Vin >---|>|---*---MCP1702---*---> 3.3V

Yes, but that part has enables for two groups of four, and I need to turn on five lines while turning off one.

Anyway, the Digikey box arrrived yesterday, and I've confirmed that the 74VHCT50A does behave properly when not powered. Well, to be precise, when its Vcc is at zero volts. It can't be floating. Both inputs and outputs sink no measurable current when 3.6V is applied to them. And I confirmed that tieing Vcc to the 3.3V output of a USB module that isn't connected to the cable is effectively the same as grounding it - not literally grounded, but it's not floating.

I also confirmed that two 50A buffers tied together will supply the 7 mA needed to erase and flash, and will do so only dropping .015V, which is plenty close enough.

For the moment I've settled on the circuit pictured here:

The 50A is powered by the adapter, and all the lines to the processor, including the power supply to Vcc, go through the

50A. Then if needed to protect the circuit voltage regulator, I run its OUT line through a P-channel MOSFET oriented "backwards".

I don't yet have the specified MOSFET to test, but I've used this method to protect against battery reverse polarity, and it works fine for that purpose, with no voltage drop. The only question is whether it will work at these low voltages. But the selected MOSFET begins to turn on at about -0.5V, and is fully on at about -1.5V, which should work.

The MOSFET is oriented so the body diode is forward biased toward the processor. As you pointed out, that has to be the case, otherwise current from the adapter would flow through it back through the regulator, which is what we want to prevent.

The gate is tied directly to the 3.3V output of the adapter, which if not connected to USB is effectively at ground. When the regular circuit powers up normally, current flows from the regulator through the body diode to the source, and as the capacitor charges up enough to get the source high enough, the MOSFET turns on, thereby bypassing the body diode and elminating its voltage drop. So in effect the MOSFET behaves like a zero-drop diode, or an analog switch.

Then when the adapter powers up, the gate is raised to the same voltage as the source, or even a bit higher, and the MOSFET is turned off.

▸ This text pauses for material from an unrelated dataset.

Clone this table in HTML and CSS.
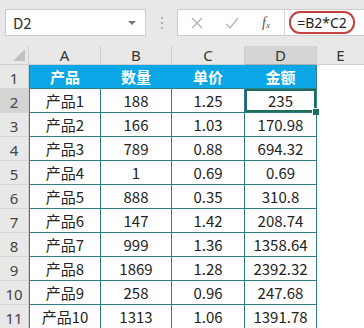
FILE: index.html
```html
<!DOCTYPE html>
<html>
<head>
<meta charset="utf-8">
<link rel="stylesheet" href="styles.css">
</head>
<body>
<div class="app">
  <div class="toolbar">
    <div class="namebox"><span class="ref">D2</span><span class="caret"></span></div>
    <div class="grip"><i></i><i></i><i></i></div>
    <div class="fbar">
      <div class="ficons">
        <svg class="ic" width="14" height="14" viewBox="0 0 14 14"><path d="M2 2L12 12M12 2L2 12" stroke="#b4b4b4" stroke-width="1.4" fill="none"/></svg>
        <svg class="ic" width="16" height="14" viewBox="0 0 16 14"><path d="M2 8L6 12L14 2" stroke="#b4b4b4" stroke-width="1.4" fill="none"/></svg>
        <span class="fx">f<sub>x</sub></span>
      </div>
      <div class="finput"><span class="oval">=B2*C2</span></div>
    </div>
  </div>
  <div class="sheet">
    <div class="corner"><span class="tri"></span></div>
    <div class="ch">A</div><div class="ch">B</div><div class="ch">C</div><div class="ch sel">D</div><div class="ch last">E</div>

    <div class="rh">1</div>
    <div class="c hd first">产品</div><div class="c hd">数量</div><div class="c hd">单价</div><div class="c hd hdlast">金额</div><div class="e"></div>

    <div class="rh sel">2</div>
    <div class="c first">产品1</div><div class="c">188</div><div class="c">1.25</div><div class="c active">235<span class="handle"></span></div><div class="e"></div>

    <div class="rh">3</div>
    <div class="c first">产品2</div><div class="c">166</div><div class="c">1.03</div><div class="c">170.98</div><div class="e"></div>

    <div class="rh">4</div>
    <div class="c first">产品3</div><div class="c">789</div><div class="c">0.88</div><div class="c">694.32</div><div class="e"></div>

    <div class="rh">5</div>
    <div class="c first">产品4</div><div class="c">1</div><div class="c">0.69</div><div class="c">0.69</div><div class="e"></div>

    <div class="rh">6</div>
    <div class="c first">产品5</div><div class="c">888</div><div class="c">0.35</div><div class="c">310.8</div><div class="e"></div>

    <div class="rh">7</div>
    <div class="c first">产品6</div><div class="c">147</div><div class="c">1.42</div><div class="c">208.74</div><div class="e"></div>

    <div class="rh">8</div>
    <div class="c first">产品7</div><div class="c">999</div><div class="c">1.36</div><div class="c">1358.64</div><div class="e"></div>

    <div class="rh">9</div>
    <div class="c first">产品8</div><div class="c">1869</div><div class="c">1.28</div><div class="c">2392.32</div><div class="e"></div>

    <div class="rh">10</div>
    <div class="c first">产品9</div><div class="c">258</div><div class="c">0.96</div><div class="c">247.68</div><div class="e"></div>

    <div class="rh">11</div>
    <div class="c first">产品10</div><div class="c">1313</div><div class="c">1.06</div><div class="c">1391.78</div><div class="e"></div>
  </div>
</div>
</body>
</html>
```

FILE: styles.css
```css
html, body {
  margin: 0;
  padding: 0;
}
body {
  width: 364px;
  height: 328px;
  overflow: hidden;
  background: #ffffff;
  font-family: "Noto Sans CJK SC", "Noto Sans", sans-serif;
  color: #222;
}
.app {
  width: 364px;
  height: 328px;
  overflow: hidden;
}
.toolbar {
  height: 46px;
  background: #e8e8e8;
  display: flex;
  align-items: flex-start;
  padding: 9px 0 0 5px;
  box-sizing: border-box;
}
.namebox {
  width: 141px;
  height: 27px;
  box-sizing: border-box;
  background: #fff;
  border: 1px solid #cdcdcd;
  display: flex;
  align-items: center;
  justify-content: space-between;
  padding: 0 7px 0 7px;
}
.ref {
  font-size: 15px;
  color: #333;
  line-height: 1;
}
.caret {
  width: 0;
  height: 0;
  border-left: 4px solid transparent;
  border-right: 4px solid transparent;
  border-top: 4px solid #777;
  margin-right: 2px;
}
.grip {
  width: 31px;
  height: 27px;
  display: flex;
  flex-direction: column;
  align-items: center;
  justify-content: center;
  gap: 3px;
}
.grip i {
  width: 2px;
  height: 2px;
  background: #b0b0b0;
}
.fbar {
  flex: 1;
  height: 27px;
  display: flex;
  background: #fff;
  border: 1px solid #cdcdcd;
  border-right: none;
  box-sizing: border-box;
}
.ficons {
  width: 107px;
  display: flex;
  align-items: center;
  padding-left: 12px;
  gap: 20px;
  box-sizing: border-box;
  border-right: 1px solid #d6d6d6;
}
.fx {
  font-family: "Liberation Serif", serif;
  font-style: italic;
  font-size: 14px;
  color: #555;
  margin-left: 2px;
}
.fx sub {
  font-size: 9px;
  vertical-align: -1px;
}
.finput {
  flex: 1;
  display: flex;
  align-items: center;
  padding-left: 4px;
}
.oval {
  display: inline-block;
  border: 2px solid #c6403d;
  border-radius: 11px;
  height: 23px;
  line-height: 20px;
  box-sizing: border-box;
  width: 66px;
  text-align: center;
  font-size: 14px;
  color: #222;
  font-family: "Noto Sans", sans-serif;
}
.sheet {
  display: grid;
  grid-template-columns: 29px 72px 71px 73px 72px 47px;
  grid-template-rows: 19px repeat(11, 24px);
  background: #fff;
}
.corner {
  background: #e8e8e8;
  border-right: 1px solid #cfcfcf;
  border-bottom: 1px solid #cfcfcf;
  box-sizing: border-box;
  position: relative;
}
.tri {
  position: absolute;
  right: 3px;
  bottom: 3px;
  width: 0;
  height: 0;
  border-left: 12px solid transparent;
  border-bottom: 12px solid #c2c2c2;
}
.ch {
  background: #e8e8e8;
  border-right: 1px solid #cfcfcf;
  border-bottom: 1px solid #cfcfcf;
  box-sizing: border-box;
  text-align: center;
  font-size: 15px;
  line-height: 19px;
  color: #333;
  font-family: "Noto Sans", sans-serif;
}
.ch.sel {
  background: #d4d4d4;
  border-bottom: 1px solid #adadad;
}
.ch.last {
  border-right: none;
}
.rh {
  background: #e8e8e8;
  border-bottom: 1px solid #d6d6d6;
  border-right: 1px solid #cfcfcf;
  box-sizing: border-box;
  text-align: center;
  font-size: 15px;
  line-height: 26px;
  color: #444;
  font-family: "Noto Sans", sans-serif;
}
.rh.sel {
  background: #d4d4d4;
}
.c {
  border-right: 1px solid #2f7f88;
  border-bottom: 1px solid #2f7f88;
  box-sizing: border-box;
  text-align: center;
  font-size: 15px;
  line-height: 23px;
  color: #222;
  position: relative;
}
.c.first {
  border-left: 1px solid #2f7f88;
}
.hd {
  background: #0aa6e5;
  color: #fff;
  font-weight: bold;
  border-right-color: #0aa6e5;
}
.hd.hdlast {
  border-right-color: #2f7f88;
}
.c.active {
  box-shadow: inset 0 0 0 2px #1e6e5e;
}
.handle {
  position: absolute;
  right: -4px;
  bottom: -4px;
  width: 6px;
  height: 6px;
  background: #1e6e5e;
  border: 1px solid #fff;
}
.e {
  background: #fff;
}
```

The question that needs to be tested is whether the combination of the intially fully discharged capacitor and whatever current flows into Vcc when it's below, say, 1V, would cause the source to never get high enough for turn-on. My guess is that's not going to be the case, but I need to get some parts and test it. Also to be tested is whether the initial current through the body diode is tolerated.

This is a pretty simple and inexpensive design, and I think it will work ok unless there's something I haven't thought of. And I think it is a design that I hope might be useful for more general application and not just my project.

I appreciate everyone's comments and suggestions.

Thanks very much, Terry. That's the same regulator I use, so it's comforting to know it works well for this kind of stuff.

You might want to look at my reply to Rickman today for a possible alternative to using a diode.